Choosing furniture dismantling and reassembly movers
You do not need flashy promises. You need movers who are upfront about what they can dismantle, what they recommend leaving assembled, and how their pricing works. Clear hourly rates or quote-based pricing make it easier to understand what you are paying for.
It is also worth asking practical questions. Do they regularly handle beds, desks and bulky furniture? Are they used to unit moves, office relocations and regional trips? Do they protect furniture during transport, not just load it quickly? Straight answers matter more than polished sales talk.
A dependable local operator will usually give you a realistic view of the job.

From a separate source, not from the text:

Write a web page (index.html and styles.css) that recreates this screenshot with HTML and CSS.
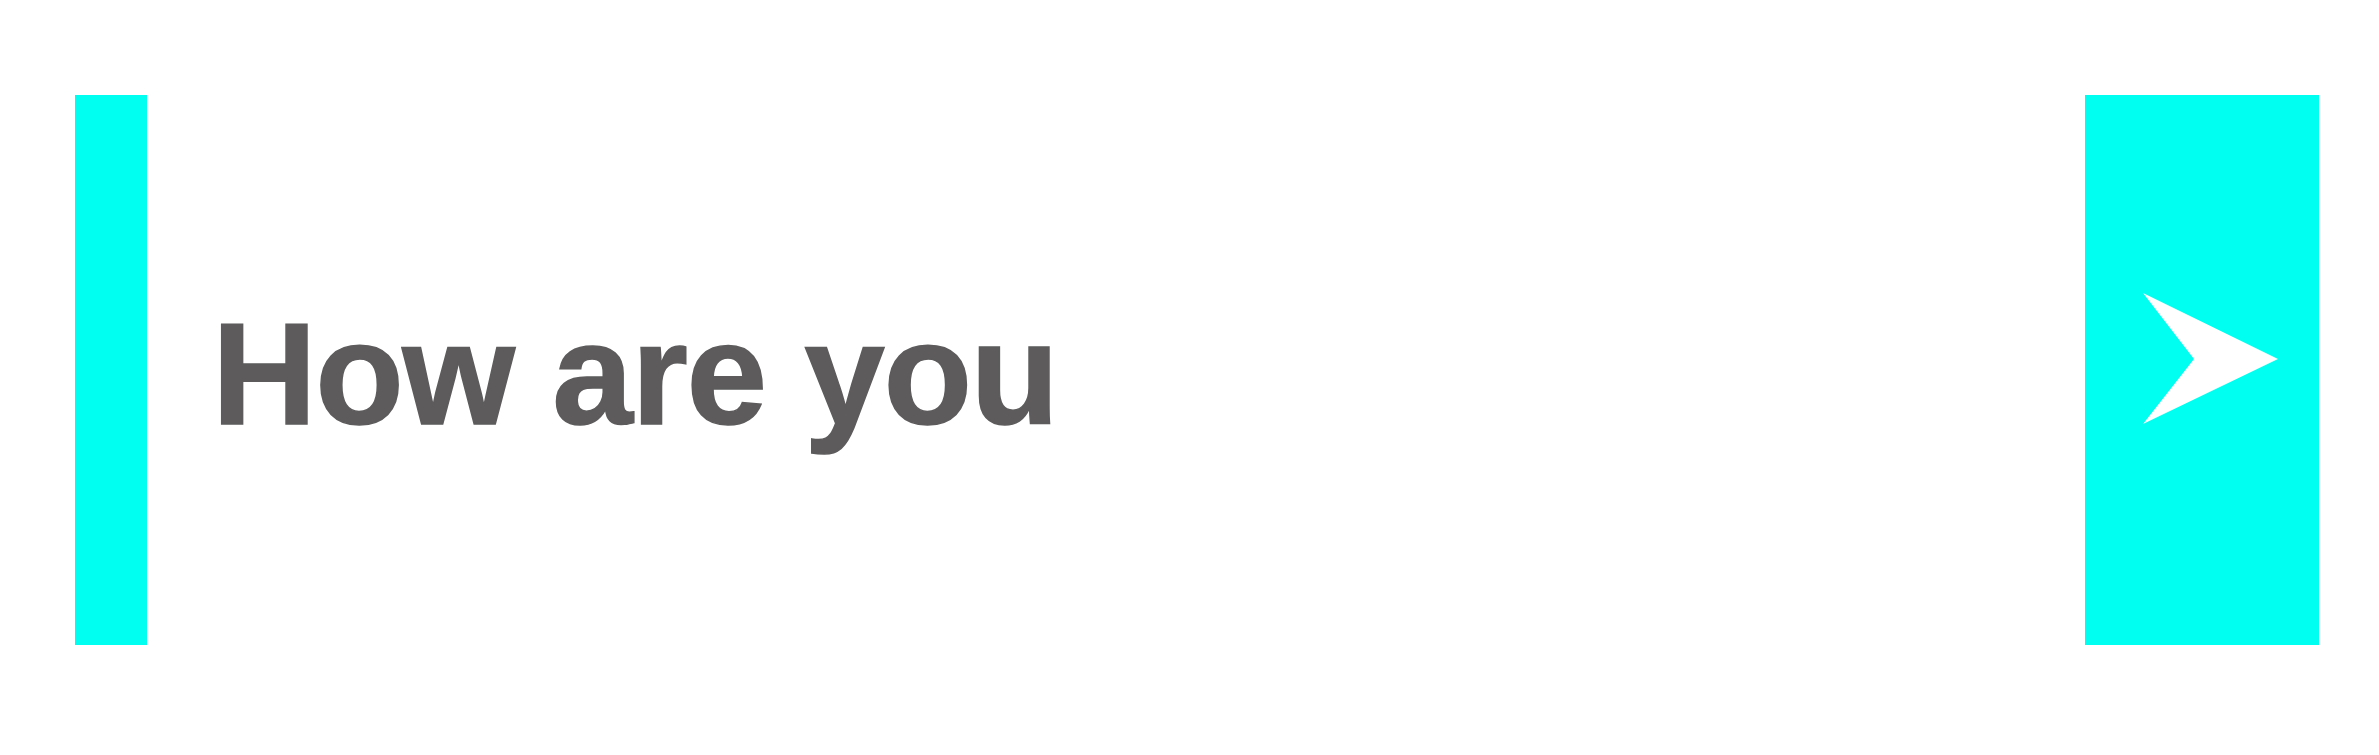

If a piece is too fragile to keep dismantling every time it moves, they should say so. If access at your property is likely to slow things down, they should say that too. Honest advice is part of good service.
For customers around Gippsland and wider Victoria, that practical approach is exactly what makes a difference. Hawes’s Removals works with the understanding that most people are not after a fancy moving experience. They want careful hands, fair pricing and a crew that turns up ready to get stuck in.

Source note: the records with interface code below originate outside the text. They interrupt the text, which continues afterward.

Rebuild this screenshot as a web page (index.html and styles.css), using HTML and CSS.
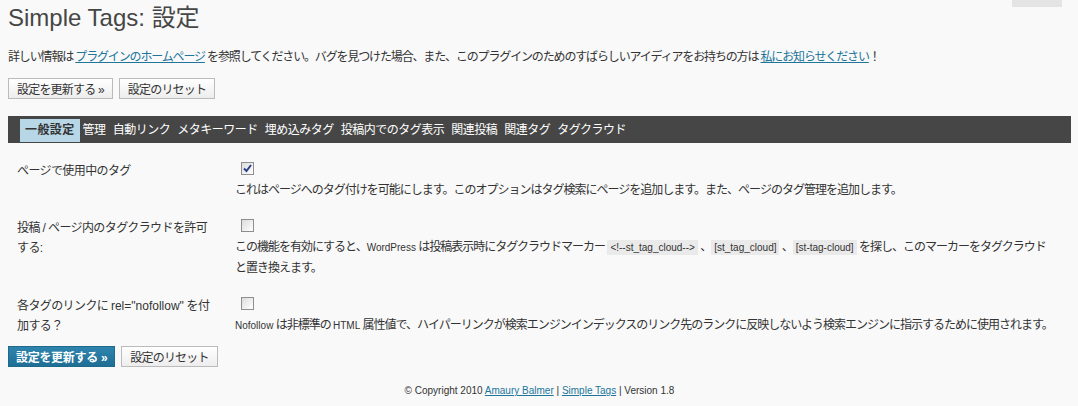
FILE: index.html
```html
<!DOCTYPE html>
<html lang="ja">
<head>
  <meta charset="UTF-8" />
  <title>Simple Tags: 設定</title>
  <link rel="stylesheet" href="styles.css">
</head>
<body>
  <div class="help-tab"></div>

  <div class="wrap">
    <h2>Simple Tags: 設定</h2>

    <p class="intro">詳しい情報は <a href="#">プラグインのホームページ</a> を参照してください。バグを見つけた場合、また、このプラグインのためのすばらしいアイディアをお持ちの方は <a href="#">私にお知らせください</a>！</p>

    <div class="buttons">
      <button class="button">設定を更新する &raquo;</button>
      <button class="button">設定のリセット</button>
    </div>

    <ul class="tabs">
      <li class="active">一般設定</li>
      <li>管理</li>
      <li>自動リンク</li>
      <li>メタキーワード</li>
      <li>埋め込みタグ</li>
      <li>投稿内でのタグ表示</li>
      <li>関連投稿</li>
      <li>関連タグ</li>
      <li>タグクラウド</li>
    </ul>

    <table class="form-table">
      <tr>
        <th>ページで使用中のタグ</th>
        <td>
          <span class="check">
            <svg width="9" height="9" viewBox="0 0 9 9"><path d="M1 4.5 L3.5 7 L8 1" fill="none" stroke="#2b3f8c" stroke-width="2"/></svg>
          </span>
          <div class="desc">これはページへのタグ付けを可能にします。このオプションはタグ検索にページを追加します。また、ページのタグ管理を追加します。</div>
        </td>
      </tr>
      <tr>
        <th>投稿 / ページ内のタグクラウドを許可する:</th>
        <td>
          <span class="check"></span>
          <div class="desc narrow">この機能を有効にすると、<span class="small">WordPress</span> は投稿表示時にタグクラウドマーカー <code>&lt;!--st_tag_cloud--&gt;</code> 、<code>[st_tag_cloud]</code> 、<code>[st-tag-cloud]</code> を探し、このマーカーをタグクラウドと置き換えます。</div>
        </td>
      </tr>
      <tr class="last">
        <th>各タグのリンクに <span class="latin">rel="nofollow"</span> を付加する？</th>
        <td>
          <span class="check"></span>
          <div class="desc"><span class="small">Nofollow</span> は非標準の <span class="small">HTML</span> 属性値で、ハイパーリンクが検索エンジンインデックスのリンク先のランクに反映しないよう検索エンジンに指示するために使用されます。</div>
        </td>
      </tr>
    </table>

    <div class="buttons bottom">
      <button class="button primary">設定を更新する &raquo;</button>
      <button class="button">設定のリセット</button>
    </div>

    <p class="footer">&copy; Copyright 2010 <a href="#">Amaury Balmer</a> | <a href="#">Simple Tags</a> | Version 1.8</p>
  </div>
</body>
</html>
```

FILE: styles.css
```css
body {
  margin: 0;
  background: #f9f9f9;
  color: #333;
  font-family: "Liberation Sans", "Noto Sans CJK JP", sans-serif;
  font-size: 12px;
}
a {
  color: #21759b;
}
.help-tab {
  position: absolute;
  top: 0;
  left: 1012px;
  width: 50px;
  height: 7px;
  background: #e4e4e4;
}
.wrap {
  padding: 0 7px 0 8px;
}
h2 {
  margin: 0;
  padding-top: 3px;
  font-size: 24px;
  font-weight: normal;
  color: #464646;
  line-height: 29px;
}
.intro {
  margin: 17px 0 0;
  line-height: 16px;
  letter-spacing: -1.15px;
}
.buttons {
  display: flex;
  gap: 6px;
  margin-top: 13px;
}
.button {
  height: 21px;
  padding: 0 8px;
  border: 1px solid #bbb;
  background: linear-gradient(#fff, #ededed);
  font-family: inherit;
  font-size: 12px;
  letter-spacing: -0.8px;
  color: #333;
}
.button.primary {
  border-color: #1e6a8d;
  background: linear-gradient(#2e84ae, #1f6e95);
  color: #fff;
  font-weight: bold;
  letter-spacing: -0.3px;
  padding: 0 7px;
}
.tabs {
  display: flex;
  gap: 7px;
  list-style: none;
  margin: 17px 0 0;
  padding: 3px 12px 1px 12px;
  background: #464646;
}
.tabs li {
  color: #fff;
  line-height: 23px;
  letter-spacing: -0.5px;
}
.tabs li.active {
  background: #b7d6e6;
  color: #333;
  font-weight: bold;
  letter-spacing: 0.4px;
  padding: 0 5px;
  margin-right: -4px;
}
.form-table {
  border-collapse: collapse;
  margin-top: 12px;
}
.form-table th {
  width: 200px;
  padding: 6px 9px 11px 9px;
  text-align: left;
  vertical-align: top;
  font-weight: normal;
  line-height: 20px;
  letter-spacing: -0.6px;
}
.form-table td {
  padding: 4px 0 11px 9px;
  vertical-align: top;
  line-height: 21px;
}
.form-table .last th,
.form-table .last td {
  padding-bottom: 4px;
}
.latin {
  letter-spacing: 0;
}
.check {
  display: inline-flex;
  align-items: center;
  justify-content: center;
  width: 11px;
  height: 11px;
  margin: 3px 0 0 6px;
  border: 1px solid #8e8e8e;
  background: linear-gradient(135deg, #dcdcdc, #fff);
  vertical-align: top;
}
.desc {
  width: 830px;
  letter-spacing: -1px;
}
.desc.narrow {
  width: 818px;
}
.small {
  font-size: 10px;
  letter-spacing: 0;
}
code {
  font-family: "Liberation Sans", sans-serif;
  font-size: 10px;
  background: #eaeaea;
  padding: 2px 3px;
  letter-spacing: 0;
}
.bottom {
  margin-top: 6px;
}
.footer {
  text-align: center;
  font-size: 10px;
  margin: 18px 0 0;
}
```
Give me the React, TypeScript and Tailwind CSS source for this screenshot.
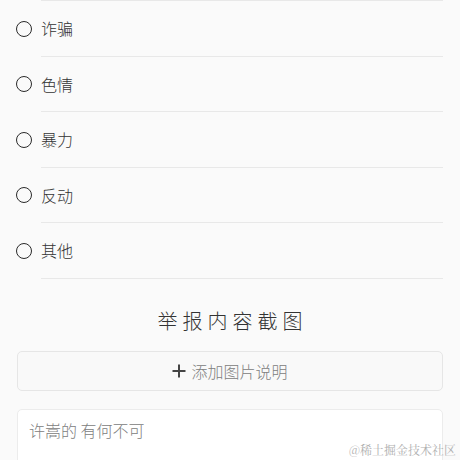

A better move starts before the truck leaves
If your move includes bulky or awkward furniture, do not leave the dismantling question until the last minute. A quick discussion before moving day can save hours of hassle and help the whole job run cleaner, faster and with less risk. The right team will not overcomplicate it. They will look at the furniture, the access, the distance and the timing, then tell you the sensible way to handle it.
That is really what good moving help should feel like – straightforward, careful and one less thing for you to worry about when there is already plenty going on.